Göring-Eckardt machte schon in der rot-grünen Regierung unter Joschka Fischer eine steile Karriere, schon damals war sie Fraktionschefin. Nach der Abwahl von Rot-Grün strafte ihre von der Agenda 2010 frustrierte Partei sie ab, Göring-Eckardt verlegte sich stärker aufs Repräsentative – als Bundestagsvizepräsidentin und als Gesicht der evangelischen Kirche.

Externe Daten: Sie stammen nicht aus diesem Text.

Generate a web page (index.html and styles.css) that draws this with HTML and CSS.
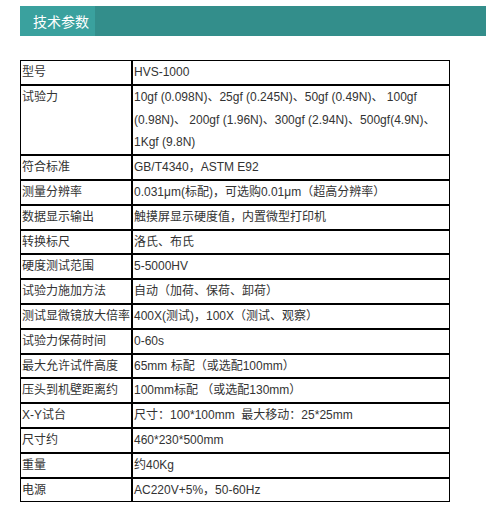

Die machtbewusste Grüne nutzt also gerade ihre zweite Chance. Eröffnet hat sie ihr die Urwahl im vorigen Jahr, bei der die Mitglieder sie überraschend zur Spitzenkandidatin kürten. Es gibt einen weiteren Grund für ihren Erfolg: Göring-Eckardt hatte die Stimmen der linken Abgeordneten hinter sich, sie schaffte den Brückenschlag über die Lager. Dem konnte Andreae, die vielen als zu wirtschaftsliberal gilt, nichts entgegensetzen.

Göring-Eckardts Schwerpunkt ist das Soziale. Als Spitzenkandidatin habe sie glaubhaft Positionen zur sozialen Gerechtigkeit vertreten, sagen mehrere Parlamentarier. Ihr Sieg ist also auch Ausdruck der Furcht, dass all das bei der Neuausrichtung der Partei ins Hintertreffen geraten könnte.

Göring-Eckardts Wendigkeit scheinen ihr die meisten verziehen zu haben. Unter Rot-Grün war sie eine Verfechterin der Hartz-Reformen, die Urwahl gewann sie mit einem dezidiert linken Sound, jetzt blinkt sie wieder in Richtung bürgerliche Mitte.

Alle Grünen, die man fragt, bescheinigen Göring-Eckardt strategische Versiertheit. Wie richtig das ist, hat sie in den vergangenen zweieinhalb Wochen vorgeführt. Sofort nach der Wahl begann sie, sich von dem plötzlich allgemein als zu links empfundenen Kurs abzusetzen. Geschickt nutzte sie dann die Egoismen der Parteiflügel für sich.

In der Fraktion waren Andreaes Ambitionen ein offenes Geheimnis. Doch Göring-Eckardt agierte blitzschnell: Schon auf der ersten Fraktionssitzung zwei Tage nach der Wahl erklärte sie, dass sie kandidieren werde. Göring-Eckardts Auftritt sei „extrem gut vorbereitet“ gewesen, berichteten Teilnehmer.

Auf einem kurz danach anberaumten Flügeltreffen der Realos bewies sie Nehmerqualitäten. Andreae bekam den weitaus stärkeren Applaus, die Mehrheit schien klar. Aber Göring-Eckardt konterte kühl, sie stelle sich trotzdem in der Fraktion zur Wahl. Auf dem folgenden Kleinen Parteitag hielt sie eine taktisch kluge Rede, in der sie das Bedürfnis der Realos nach einer Neuausrichtung adressierte, aber auch Ängste der Linken.

So vorbereitet, war ihre Wahl fast eine Formalie. Die entscheidenden Schachzüge hatte Katrin Göring-Eckardt schon vorher gemacht.